We don’t need utopian law. We need an electoral system that doesn’t allow elected representatives to behave like kings. It must allow complete confidence to electorates to make MPs accountable without any fear and greed. It must be transparent, democratic and practical and based on our ethos and provide proportionate representation to all segments of our society.
Consider these. First, in order to end monopoly of dynasties, put ban on close blood relations to be members of elected bodies simultaneously and also bar candidates from contesting elections from multiple constituencies. For instance, due to contesting on multiple constituencies in 2013 general elections, 41 bye-elections were held. This dreadful practice must be abolished, as it is wasteful and unethical.
Second, make sure equal representation is provided to all regions and sub regions. For instance, in the 2013 general elections 3.336 million Balochistan voters on average have one seat per 238,286 voters, while Fata’s 1.738 million voters have 12 seats or one-seat per 144,833 voters. According to the FATA ratio, Balochistan should have 23 NA seats. FATA has the best seat-voters ratio and this must be adopted across all provinces and districts in the reformed law.
Third, replace the current undemocratic method of filling quota seats with direct mode of election. Under the reformed law political parties must be made responsible to implement the quota by issuing tickets to women and non-Muslims for the designated constituencies. Also, increase women quota from 17 per cent to 33 per cent and non-Muslims quota from 10 seats to 20 seats. General Musharraf increased NA seats from 207 to 272 in 2002 but not of non-Muslims. As their share in assemblies declined and their population has increased, their seats should also be increased. A non-Muslim MP directly elected both by Muslims and non-Muslims will definitely help improve religious harmony, lower prejudices and hate against minorities — a major objective of the National Action Plan too.
Fourth, abolish indirect method of elections from the Senate to local government as it promotes corruption, nepotism and cronyism. Fifth, incorporate a clause in the electoral reform bill to make elected members accountable to their respective electorates. A most popular method is to empower constituents to recall their members.
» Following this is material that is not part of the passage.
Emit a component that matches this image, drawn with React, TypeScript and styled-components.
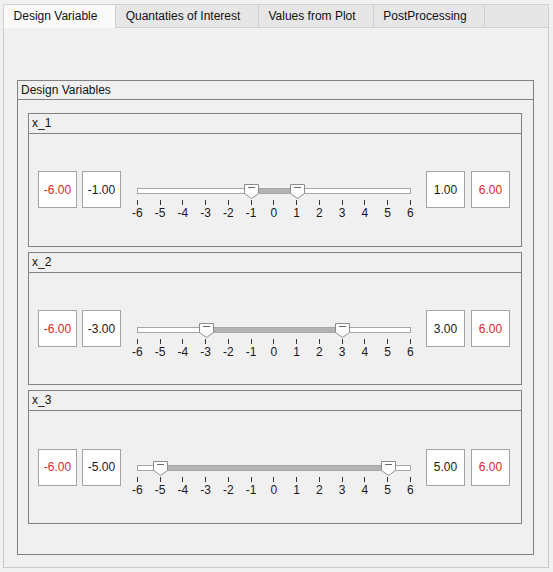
import React from 'react';
import styled, { createGlobalStyle } from 'styled-components';

const GlobalStyle = createGlobalStyle`
  html, body { margin: 0; padding: 0; background: #f0f0f0; }
  body {
    font-family: "Liberation Sans", Arial, sans-serif;
    font-size: 12px;
    color: #1a1a1a;
  }
`;

const Window = styled.div`
  width: 553px;
  height: 572px;
  box-sizing: border-box;
  padding: 4px 4px 0 3px;
  background: #f0f0f0;
`;

const TabBar = styled.div`
  display: flex;
  height: 24px;
  box-sizing: border-box;
  border-top: 1px solid #d0d0d0;
`;

const Tab = styled.div<{ $w: number; $selected?: boolean }>`
  width: ${(p) => p.$w}px;
  box-sizing: border-box;
  display: flex;
  align-items: center;
  justify-content: center;
  padding-right: 8px;
  border-left: 1px solid #d0d0d0;
  border-bottom: 1px solid ${(p) => (p.$selected ? 'transparent' : '#d0d0d0')};
  background: ${(p) => (p.$selected ? '#fafafa' : '#e6e6e6')};
  color: #111;
  white-space: nowrap;
`;

const TabFiller = styled.div`
  flex: 1;
  border-left: 1px solid #d0d0d0;
  border-right: 1px solid #d0d0d0;
  border-bottom: 1px solid #d0d0d0;
  background: #e6e6e6;
`;

const Panel = styled.div`
  height: 540px;
  box-sizing: border-box;
  border: 1px solid #cacaca;
  border-top: none;
  padding: 52px 14px 12px 13px;
  display: flex;
  flex-direction: column;
`;

const GroupBox = styled.div`
  flex: 1;
  display: flex;
  flex-direction: column;
  box-sizing: border-box;
  border: 1px solid #828282;
  min-height: 0;
`;

const GroupHeader = styled.div<{ $h: number }>`
  height: ${(p) => p.$h}px;
  line-height: ${(p) => p.$h}px;
  padding-left: 3px;
  border-bottom: 1px solid #828282;
  color: #111;
`;

const GroupBody = styled.div`
  flex: 1;
  display: flex;
  flex-direction: column;
  gap: 5px;
  padding: 13px 11px 30px 10px;
  min-height: 0;
`;

const VarBox = styled(GroupBox)``;

const VarContent = styled.div`
  flex: 1;
  display: flex;
  align-items: center;
  padding-left: 9px;
`;

const FieldGroup = styled.div<{ $gap: number; $ml?: number }>`
  display: flex;
  gap: ${(p) => p.$gap}px;
  margin-left: ${(p) => p.$ml ?? 0}px;
`;

const ValueBox = styled.div<{ $red?: boolean }>`
  width: 39px;
  height: 37px;
  box-sizing: border-box;
  border: 1px solid #a3a3a3;
  background: #fff;
  display: flex;
  align-items: center;
  justify-content: center;
  color: ${(p) => (p.$red ? '#d9262c' : '#1a1a1a')};
`;

const SliderBlock = styled.div`
  margin-left: 5px;
  width: 296px;
  padding-top: 28px;
  display: flex;
  flex-direction: column;
`;

const Track = styled.div`
  position: relative;
  margin-left: 11px;
  width: 274px;
  height: 6px;
  box-sizing: border-box;
  border: 1px solid #a6a6a6;
  background: #fff;
`;

const RangeFill = styled.div`
  position: absolute;
  top: 0;
  bottom: 0;
  background: #b3b3b3;
`;

const ThumbSvg = styled.svg`
  position: absolute;
  top: -5px;
  width: 15px;
  height: 15px;
  overflow: visible;
`;

const Scale = styled.div`
  display: flex;
  width: 295.75px;
  margin-top: 6px;
`;

const ScaleCell = styled.div`
  flex: 1;
  display: flex;
  flex-direction: column;
  align-items: center;
`;

const Tick = styled.div`
  width: 1px;
  height: 5px;
  background: #333;
`;

const TickLabel = styled.div`
  margin-top: 1px;
  line-height: 14px;
  color: #1a1a1a;
  white-space: nowrap;
`;

const STEP = 22.75;
const centerOf = (v: number) => -0.5 + (v + 6) * STEP;

const Thumb: React.FC<{ value: number }> = ({ value }) => (
  <ThumbSvg viewBox="0 0 15 15" style={{ left: centerOf(value) - 7 }}>
    <path d="M0.5 0.5H14.5V9.5L7.5 14.5L0.5 9.5Z" fill="#fff" stroke="#8c8c8c" />
    <path d="M4 3.5H11" stroke="#6a6a6a" />
  </ThumbSvg>
);

const RangeSlider: React.FC<{ lo: number; hi: number }> = ({ lo, hi }) => {
  const ticks = Array.from({ length: 13 }, (_, i) => i - 6);
  return (
    <SliderBlock>
      <Track>
        <RangeFill style={{ left: centerOf(lo), width: centerOf(hi) - centerOf(lo) }} />
        <Thumb value={lo} />
        <Thumb value={hi} />
      </Track>
      <Scale>
        {ticks.map((t) => (
          <ScaleCell key={t}>
            <Tick />
            <TickLabel>{t}</TickLabel>
          </ScaleCell>
        ))}
      </Scale>
    </SliderBlock>
  );
};

const vars = [
  { name: 'x_1', lo: -1, hi: 1 },
  { name: 'x_2', lo: -3, hi: 3 },
  { name: 'x_3', lo: -5, hi: 5 },
];

export default function App() {
  return (
    <>
      <GlobalStyle />
      <Window>
        <TabBar>
          <Tab $w={112} $selected>Design Variable</Tab>
          <Tab $w={143}>Quantaties of Interest</Tab>
          <Tab $w={115}>Values from Plot</Tab>
          <Tab $w={111}>PostProcessing</Tab>
          <TabFiller />
        </TabBar>
        <Panel>
          <GroupBox>
            <GroupHeader $h={18}>Design Variables</GroupHeader>
            <GroupBody>
              {vars.map((v) => (
                <VarBox key={v.name}>
                  <GroupHeader $h={19}>{v.name}</GroupHeader>
                  <VarContent>
                    <FieldGroup $gap={5}>
                      <ValueBox $red>-6.00</ValueBox>
                      <ValueBox>{v.lo.toFixed(2)}</ValueBox>
                    </FieldGroup>
                    <RangeSlider lo={v.lo} hi={v.hi} />
                    <FieldGroup $gap={6} $ml={4}>
                      <ValueBox>{v.hi.toFixed(2)}</ValueBox>
                      <ValueBox $red>6.00</ValueBox>
                    </FieldGroup>
                  </VarContent>
                </VarBox>
              ))}
            </GroupBody>
          </GroupBox>
        </Panel>
      </Window>
    </>
  );
}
For instance, if an MP fails to achieve 70% attendance time of all sitting of a year, s/he may be deseated as s/he violates reasons of being a member. In some countries If 20 per cent of the constituents sign a petition to recall their member, s/he is deseated and by-election is held and the deseated member is not allowed to contest again. Sixth, many countries have introduced a threshold of 51 per cent of the polled votes for returned candidates. This step will likely to enhance legitimacy of returned candidates. Finally, in order to prevent corrupt persons from entering the parliament, increase the scrutiny period and introduce stringent conditions.
One positive clause that deserves appreciation is about holding of local elections within 120 days of the expiry of the term of the local government. But since the draft bill largely fails to address major evils of our polity and electoral system, it must be rejected. In short it’s the same old stinking water that is being sold in a new bottle. Why shouldn’t we buy this?
Published in The Express Tribune, January 13th, 2017.